## Stated problem
Transcribe the material exactly. Images do not belong in the copy.

## Data shown
•••
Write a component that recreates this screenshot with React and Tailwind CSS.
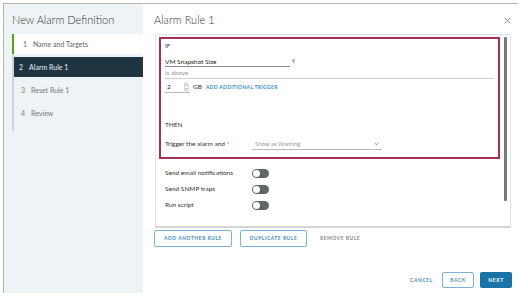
import React from 'react';

const font = { fontFamily: 'Lato, "Open Sans", sans-serif' };

const steps = [
  { n: 1, label: 'Name and Targets', state: 'done' },
  { n: 2, label: 'Alarm Rule 1', state: 'active' },
  { n: 3, label: 'Reset Rule 1', state: 'todo' },
  { n: 4, label: 'Review', state: 'todo' },
];

const Toggle = () => (
  <div className="w-[17px] h-[9px] rounded-full bg-[#5f6466] flex items-center px-[1px]">
    <div className="w-[7px] h-[7px] rounded-full bg-white" />
  </div>
);

const ToggleRow = ({ label }) => (
  <div className="flex items-center h-[16px]">
    <span className="w-[87px] text-[6.5px] text-[#333]">{label}</span>
    <Toggle />
  </div>
);

const App = () => {
  return (
    <div className="w-[528px] h-[297px] bg-white pl-[3px] pt-[3px] leading-none" style={font}>
      <div className="w-[515px] h-[290px] flex border-t border-l border-[#b5b5b5]">
        {/* wizard nav */}
        <div className="w-[139px] bg-[#eef3f6] flex flex-col">
          <div className="h-[30px] pl-[8px] flex items-center text-[11px] text-[#333] font-light">
            New Alarm Definition
          </div>
          <div className="ml-[8px] border-l-2 border-[#cfd3d6] flex flex-col gap-[3px] pb-[8px]">
            {steps.map(s => (
              <div
                key={s.n}
                className={`h-[20px] flex items-center text-[7px] ${
                  s.state === 'done'
                    ? 'bg-white border-l-2 border-[#5aa220] -ml-[2px] pl-[9px] text-[#666]'
                    : s.state === 'active'
                    ? 'bg-[#1f3441] pl-[5px] text-[#e5f1f8]'
                    : 'pl-[7px] text-[#777]'
                }`}
              >
                <span className="mr-[6px]">{s.n}</span>
                {s.label}
              </div>
            ))}
          </div>
        </div>

        {/* main */}
        <div className="flex-1 flex flex-col bg-white">
          <div className="h-[30px] flex items-center justify-between pl-[11px] pr-[7px]">
            <span className="text-[11px] text-[#333] font-light">Alarm Rule 1</span>
            <svg width="7" height="7" viewBox="0 0 10 10" className="mt-[2px]">
              <path d="M1 1L9 9M9 1L1 9" stroke="#888" strokeWidth="1.2" />
            </svg>
          </div>

          <div className="ml-[12px] mr-[7px] h-[194px] border border-[#e3e3e3] border-b-2 border-b-[#d6d6d6] flex">
            <div className="flex-1 pl-[3px] pt-[2px] flex flex-col">
              <div className="h-[122px] border-2 border-[#a8304f] pl-[4px] pr-[2px] pt-[4px] flex flex-col">
                <span className="h-[6px] flex items-center text-[6px] text-[#333]">IF</span>
                <div className="mt-[9px] h-[9px] flex items-end">
                  <div className="w-[125px] h-[9px] border-b border-[#8c8c8c] text-[6.5px] text-[#222] flex items-center">
                    VM Snapshot Size
                  </div>
                  <svg width="5" height="5" viewBox="0 0 10 10" className="ml-[1px] mb-[3px]">
                    <path d="M1 1h8L6 5v4L4 8V5z" fill="#999" />
                  </svg>
                </div>
                <div className="mt-[1px] mr-[2px] h-[11px] border-b border-[#cfcfcf] text-[6.5px] text-[#999] flex items-center">
                  is above
                </div>
                <div className="mt-[3px] h-[11px] flex items-center">
                  <div className="w-[25px] h-[11px] border-b border-[#bbb] flex items-center justify-between pl-[2px] pr-[1px] text-[6.5px] text-[#222]">
                    <span>2</span>
                    <svg width="5" height="8" viewBox="0 0 5 8" className="block">
                      <rect x="0.5" y="0.5" width="4" height="7" fill="none" stroke="#bbb" strokeWidth="0.6" />
                      <path d="M1.3 3L2.5 1.6L3.7 3M1.3 5L2.5 6.4L3.7 5" fill="none" stroke="#777" strokeWidth="0.6" />
                    </svg>
                  </div>
                  <span className="ml-[3px] text-[6.5px] text-[#333]">GB</span>
                  <span className="ml-[4px] text-[5px] font-bold tracking-[0.06em] text-[#3790c7]">
                    ADD ADDITIONAL TRIGGER
                  </span>
                </div>
                <span className="mt-[29px] h-[6px] flex items-center text-[6.5px] text-[#333]">THEN</span>
                <div className="mt-[11px] h-[11px] flex items-center">
                  <span className="w-[87px] text-[6.5px] text-[#333]">
                    Trigger the alarm and <span className="text-[#c92100]">*</span>
                  </span>
                  <div className="w-[130px] h-[11px] border-b border-[#b8b8b8] flex items-center justify-between pl-[3px] pr-[3px] text-[6px] text-[#999]">
                    <span>Show as Warning</span>
                    <svg width="5" height="4" viewBox="0 0 6 4" className="block">
                      <path d="M0.8 0.8L3 3L5.2 0.8" fill="none" stroke="#666" strokeWidth="0.9" />
                    </svg>
                  </div>
                </div>
              </div>
              <div className="mt-[6px] pl-[6px] flex flex-col">
                <ToggleRow label="Send email notifications" />
                <ToggleRow label="Send SNMP traps" />
                <ToggleRow label="Run script" />
              </div>
            </div>
            <div className="w-[10px] pt-[2px] flex justify-center">
              <div className="w-[3px] h-[164px] bg-[#7a7a7a] rounded-[1px]" />
            </div>
          </div>

          <div className="mt-[2px] ml-[11px] flex items-center gap-[8px] h-[17px]">
            <button className="h-[17px] w-[78px] border border-[#7ab3d6] rounded-[2px] text-[5px] font-bold tracking-[0.1em] text-[#3e8cc0]">
              ADD ANOTHER RULE
            </button>
            <button className="h-[17px] w-[67px] border border-[#7ab3d6] rounded-[2px] text-[5px] font-bold tracking-[0.1em] text-[#3e8cc0]">
              DUPLICATE RULE
            </button>
            <button className="h-[17px] ml-[5px] text-[5px] font-bold tracking-[0.1em] text-[#888]">
              REMOVE RULE
            </button>
          </div>

          <div className="mt-auto mb-[5px] mr-[6px] flex items-center justify-end gap-[6px] h-[16px]">
            <button className="h-[16px] px-[1px] mr-[2px] text-[5px] font-bold tracking-[0.12em] text-[#4a8fbd]">
              CANCEL
            </button>
            <button className="h-[16px] w-[32px] border border-[#7ab3d6] rounded-[2px] text-[5px] font-bold tracking-[0.12em] text-[#4a8fbd]">
              BACK
            </button>
            <button className="h-[16px] w-[32px] bg-[#1a74a8] rounded-[2px] text-[5px] font-bold tracking-[0.12em] text-white">
              NEXT
            </button>
          </div>
        </div>
      </div>
    </div>
  );
};

export default App;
•••
## Response to this task
Write a component that recreates this screenshot with React and Tailwind CSS.
import React from 'react';

const font = { fontFamily: 'Lato, "Open Sans", sans-serif' };

const steps = [
  { n: 1, label: 'Name and Targets', state: 'done' },
  { n: 2, label: 'Alarm Rule 1', state: 'active' },
  { n: 3, label: 'Reset Rule 1', state: 'todo' },
  { n: 4, label: 'Review', state: 'todo' },
];

const Toggle = () => (
  <div className="w-[17px] h-[9px] rounded-full bg-[#5f6466] flex items-center px-[1px]">
    <div className="w-[7px] h-[7px] rounded-full bg-white" />
  </div>
);

const ToggleRow = ({ label }) => (
  <div className="flex items-center h-[16px]">
    <span className="w-[87px] text-[6.5px] text-[#333]">{label}</span>
    <Toggle />
  </div>
);

const App = () => {
  return (
    <div className="w-[528px] h-[297px] bg-white pl-[3px] pt-[3px] leading-none" style={font}>
      <div className="w-[515px] h-[290px] flex border-t border-l border-[#b5b5b5]">
        {/* wizard nav */}
        <div className="w-[139px] bg-[#eef3f6] flex flex-col">
          <div className="h-[30px] pl-[8px] flex items-center text-[11px] text-[#333] font-light">
            New Alarm Definition
          </div>
          <div className="ml-[8px] border-l-2 border-[#cfd3d6] flex flex-col gap-[3px] pb-[8px]">
            {steps.map(s => (
              <div
                key={s.n}
                className={`h-[20px] flex items-center text-[7px] ${
                  s.state === 'done'
                    ? 'bg-white border-l-2 border-[#5aa220] -ml-[2px] pl-[9px] text-[#666]'
                    : s.state === 'active'
                    ? 'bg-[#1f3441] pl-[5px] text-[#e5f1f8]'
                    : 'pl-[7px] text-[#777]'
                }`}
              >
                <span className="mr-[6px]">{s.n}</span>
                {s.label}
              </div>
            ))}
          </div>
        </div>

        {/* main */}
        <div className="flex-1 flex flex-col bg-white">
          <div className="h-[30px] flex items-center justify-between pl-[11px] pr-[7px]">
            <span className="text-[11px] text-[#333] font-light">Alarm Rule 1</span>
            <svg width="7" height="7" viewBox="0 0 10 10" className="mt-[2px]">
              <path d="M1 1L9 9M9 1L1 9" stroke="#888" strokeWidth="1.2" />
            </svg>
          </div>

          <div className="ml-[12px] mr-[7px] h-[194px] border border-[#e3e3e3] border-b-2 border-b-[#d6d6d6] flex">
            <div className="flex-1 pl-[3px] pt-[2px] flex flex-col">
              <div className="h-[122px] border-2 border-[#a8304f] pl-[4px] pr-[2px] pt-[4px] flex flex-col">
                <span className="h-[6px] flex items-center text-[6px] text-[#333]">IF</span>
                <div className="mt-[9px] h-[9px] flex items-end">
                  <div className="w-[125px] h-[9px] border-b border-[#8c8c8c] text-[6.5px] text-[#222] flex items-center">
                    VM Snapshot Size
                  </div>
                  <svg width="5" height="5" viewBox="0 0 10 10" className="ml-[1px] mb-[3px]">
                    <path d="M1 1h8L6 5v4L4 8V5z" fill="#999" />
                  </svg>
                </div>
                <div className="mt-[1px] mr-[2px] h-[11px] border-b border-[#cfcfcf] text-[6.5px] text-[#999] flex items-center">
                  is above
                </div>
                <div className="mt-[3px] h-[11px] flex items-center">
                  <div className="w-[25px] h-[11px] border-b border-[#bbb] flex items-center justify-between pl-[2px] pr-[1px] text-[6.5px] text-[#222]">
                    <span>2</span>
                    <svg width="5" height="8" viewBox="0 0 5 8" className="block">
                      <rect x="0.5" y="0.5" width="4" height="7" fill="none" stroke="#bbb" strokeWidth="0.6" />
                      <path d="M1.3 3L2.5 1.6L3.7 3M1.3 5L2.5 6.4L3.7 5" fill="none" stroke="#777" strokeWidth="0.6" />
                    </svg>
                  </div>
                  <span className="ml-[3px] text-[6.5px] text-[#333]">GB</span>
                  <span className="ml-[4px] text-[5px] font-bold tracking-[0.06em] text-[#3790c7]">
                    ADD ADDITIONAL TRIGGER
                  </span>
                </div>
                <span className="mt-[29px] h-[6px] flex items-center text-[6.5px] text-[#333]">THEN</span>
                <div className="mt-[11px] h-[11px] flex items-center">
                  <span className="w-[87px] text-[6.5px] text-[#333]">
                    Trigger the alarm and <span className="text-[#c92100]">*</span>
                  </span>
                  <div className="w-[130px] h-[11px] border-b border-[#b8b8b8] flex items-center justify-between pl-[3px] pr-[3px] text-[6px] text-[#999]">
                    <span>Show as Warning</span>
                    <svg width="5" height="4" viewBox="0 0 6 4" className="block">
                      <path d="M0.8 0.8L3 3L5.2 0.8" fill="none" stroke="#666" strokeWidth="0.9" />
                    </svg>
                  </div>
                </div>
              </div>
              <div className="mt-[6px] pl-[6px] flex flex-col">
                <ToggleRow label="Send email notifications" />
                <ToggleRow label="Send SNMP traps" />
                <ToggleRow label="Run script" />
              </div>
            </div>
            <div className="w-[10px] pt-[2px] flex justify-center">
              <div className="w-[3px] h-[164px] bg-[#7a7a7a] rounded-[1px]" />
            </div>
          </div>

          <div className="mt-[2px] ml-[11px] flex items-center gap-[8px] h-[17px]">
            <button className="h-[17px] w-[78px] border border-[#7ab3d6] rounded-[2px] text-[5px] font-bold tracking-[0.1em] text-[#3e8cc0]">
              ADD ANOTHER RULE
            </button>
            <button className="h-[17px] w-[67px] border border-[#7ab3d6] rounded-[2px] text-[5px] font-bold tracking-[0.1em] text-[#3e8cc0]">
              DUPLICATE RULE
            </button>
            <button className="h-[17px] ml-[5px] text-[5px] font-bold tracking-[0.1em] text-[#888]">
              REMOVE RULE
            </button>
          </div>

          <div className="mt-auto mb-[5px] mr-[6px] flex items-center justify-end gap-[6px] h-[16px]">
            <button className="h-[16px] px-[1px] mr-[2px] text-[5px] font-bold tracking-[0.12em] text-[#4a8fbd]">
              CANCEL
            </button>
            <button className="h-[16px] w-[32px] border border-[#7ab3d6] rounded-[2px] text-[5px] font-bold tracking-[0.12em] text-[#4a8fbd]">
              BACK
            </button>
            <button className="h-[16px] w-[32px] bg-[#1a74a8] rounded-[2px] text-[5px] font-bold tracking-[0.12em] text-white">
              NEXT
            </button>
          </div>
        </div>
      </div>
    </div>
  );
};

export default App;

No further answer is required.